→ **Task to carry out**:
Return only the count of lines in which the word "that" appears.

→ **Extracted entries**:

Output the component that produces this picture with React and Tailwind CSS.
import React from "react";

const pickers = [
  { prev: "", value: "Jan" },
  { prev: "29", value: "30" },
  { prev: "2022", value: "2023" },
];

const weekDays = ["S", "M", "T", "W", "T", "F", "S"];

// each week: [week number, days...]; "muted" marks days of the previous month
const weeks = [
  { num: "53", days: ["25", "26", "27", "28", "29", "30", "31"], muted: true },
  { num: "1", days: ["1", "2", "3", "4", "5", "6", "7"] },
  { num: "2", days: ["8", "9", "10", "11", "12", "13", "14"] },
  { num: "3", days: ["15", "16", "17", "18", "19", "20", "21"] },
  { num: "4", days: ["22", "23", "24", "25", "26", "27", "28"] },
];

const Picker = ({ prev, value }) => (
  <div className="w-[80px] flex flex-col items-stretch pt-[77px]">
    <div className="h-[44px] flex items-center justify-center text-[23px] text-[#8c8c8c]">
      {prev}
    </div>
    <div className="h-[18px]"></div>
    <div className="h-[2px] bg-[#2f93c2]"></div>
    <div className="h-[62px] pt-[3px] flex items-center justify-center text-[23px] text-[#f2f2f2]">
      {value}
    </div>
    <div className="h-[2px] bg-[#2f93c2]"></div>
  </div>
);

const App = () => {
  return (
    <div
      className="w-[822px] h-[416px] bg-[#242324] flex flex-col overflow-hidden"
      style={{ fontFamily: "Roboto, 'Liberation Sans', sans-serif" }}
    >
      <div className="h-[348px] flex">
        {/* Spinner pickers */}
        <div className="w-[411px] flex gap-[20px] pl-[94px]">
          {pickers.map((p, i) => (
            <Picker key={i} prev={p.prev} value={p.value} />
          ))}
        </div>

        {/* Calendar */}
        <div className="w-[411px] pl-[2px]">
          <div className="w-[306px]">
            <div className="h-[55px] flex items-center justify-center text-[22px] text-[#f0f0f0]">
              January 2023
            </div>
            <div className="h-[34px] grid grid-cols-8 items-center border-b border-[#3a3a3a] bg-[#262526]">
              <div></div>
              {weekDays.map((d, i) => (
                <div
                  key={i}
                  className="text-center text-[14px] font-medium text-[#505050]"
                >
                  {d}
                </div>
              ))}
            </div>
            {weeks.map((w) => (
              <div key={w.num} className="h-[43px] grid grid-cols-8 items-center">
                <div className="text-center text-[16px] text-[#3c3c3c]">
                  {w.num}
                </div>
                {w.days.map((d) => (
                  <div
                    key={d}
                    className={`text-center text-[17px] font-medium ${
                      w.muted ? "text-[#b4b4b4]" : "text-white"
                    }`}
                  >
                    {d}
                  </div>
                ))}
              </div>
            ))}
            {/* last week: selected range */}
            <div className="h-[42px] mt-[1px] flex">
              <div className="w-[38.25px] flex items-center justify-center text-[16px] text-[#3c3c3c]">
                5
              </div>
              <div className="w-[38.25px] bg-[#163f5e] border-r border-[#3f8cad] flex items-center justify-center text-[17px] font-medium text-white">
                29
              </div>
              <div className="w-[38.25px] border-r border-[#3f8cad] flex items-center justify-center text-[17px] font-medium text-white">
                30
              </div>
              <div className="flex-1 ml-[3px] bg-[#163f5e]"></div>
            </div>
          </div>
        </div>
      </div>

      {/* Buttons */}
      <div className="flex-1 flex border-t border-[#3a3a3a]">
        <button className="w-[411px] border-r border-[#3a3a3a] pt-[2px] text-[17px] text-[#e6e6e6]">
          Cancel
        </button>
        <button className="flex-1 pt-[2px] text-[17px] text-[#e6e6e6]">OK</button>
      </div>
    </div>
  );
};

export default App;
* * *
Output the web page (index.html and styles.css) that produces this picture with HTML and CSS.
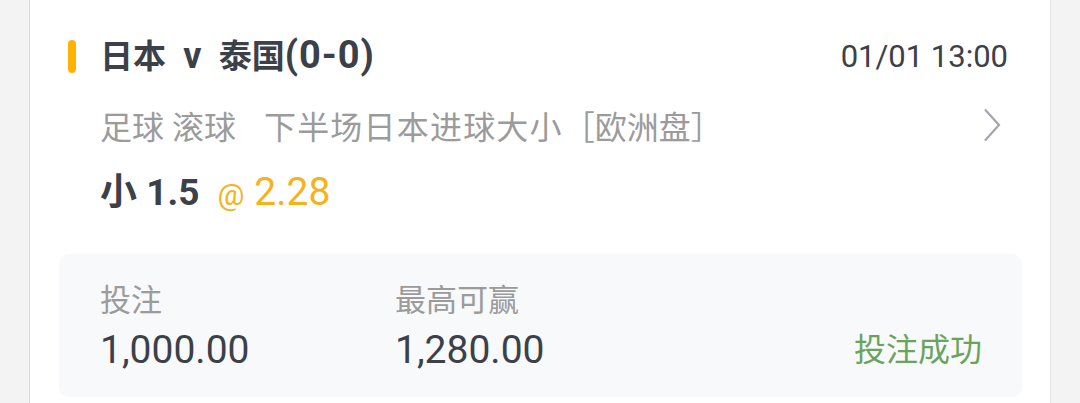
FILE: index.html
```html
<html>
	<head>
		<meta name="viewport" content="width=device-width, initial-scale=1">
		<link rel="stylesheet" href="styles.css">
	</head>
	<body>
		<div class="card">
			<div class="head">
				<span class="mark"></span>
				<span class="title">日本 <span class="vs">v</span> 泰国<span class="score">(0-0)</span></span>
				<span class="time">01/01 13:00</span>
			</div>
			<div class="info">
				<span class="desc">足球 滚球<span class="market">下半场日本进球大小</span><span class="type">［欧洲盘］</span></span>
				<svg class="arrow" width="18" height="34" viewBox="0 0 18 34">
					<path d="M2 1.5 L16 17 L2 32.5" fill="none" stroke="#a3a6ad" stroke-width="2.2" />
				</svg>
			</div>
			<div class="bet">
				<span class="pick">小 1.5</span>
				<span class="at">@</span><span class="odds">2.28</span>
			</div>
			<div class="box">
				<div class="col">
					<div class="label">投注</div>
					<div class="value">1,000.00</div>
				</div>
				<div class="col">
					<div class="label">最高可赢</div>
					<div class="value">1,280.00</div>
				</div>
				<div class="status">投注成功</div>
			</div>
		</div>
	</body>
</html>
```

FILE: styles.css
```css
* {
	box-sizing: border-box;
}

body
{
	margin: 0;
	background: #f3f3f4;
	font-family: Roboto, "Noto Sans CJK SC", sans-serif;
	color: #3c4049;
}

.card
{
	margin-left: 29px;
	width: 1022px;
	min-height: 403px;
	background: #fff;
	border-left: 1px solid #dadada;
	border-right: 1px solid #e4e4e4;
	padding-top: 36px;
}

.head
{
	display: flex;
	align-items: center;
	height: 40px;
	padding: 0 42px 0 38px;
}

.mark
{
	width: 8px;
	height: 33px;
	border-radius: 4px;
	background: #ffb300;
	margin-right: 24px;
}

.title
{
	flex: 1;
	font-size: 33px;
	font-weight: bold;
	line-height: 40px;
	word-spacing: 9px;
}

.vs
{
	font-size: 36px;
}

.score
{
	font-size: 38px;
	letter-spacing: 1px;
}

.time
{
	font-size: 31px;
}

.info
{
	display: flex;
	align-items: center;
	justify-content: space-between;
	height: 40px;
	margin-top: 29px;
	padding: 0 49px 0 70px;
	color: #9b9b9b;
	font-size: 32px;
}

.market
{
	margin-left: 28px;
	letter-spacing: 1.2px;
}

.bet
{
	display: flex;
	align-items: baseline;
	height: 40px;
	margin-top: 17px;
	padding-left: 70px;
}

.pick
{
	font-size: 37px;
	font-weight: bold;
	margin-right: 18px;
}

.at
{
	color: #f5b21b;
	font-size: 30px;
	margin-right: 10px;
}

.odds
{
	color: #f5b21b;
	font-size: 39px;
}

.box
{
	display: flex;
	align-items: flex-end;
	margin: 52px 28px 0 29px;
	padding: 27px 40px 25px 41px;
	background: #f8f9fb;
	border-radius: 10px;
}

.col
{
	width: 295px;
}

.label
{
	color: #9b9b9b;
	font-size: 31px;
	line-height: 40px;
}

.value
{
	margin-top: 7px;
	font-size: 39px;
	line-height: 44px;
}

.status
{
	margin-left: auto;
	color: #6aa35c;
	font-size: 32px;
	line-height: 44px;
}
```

→ **Exercise response**:
2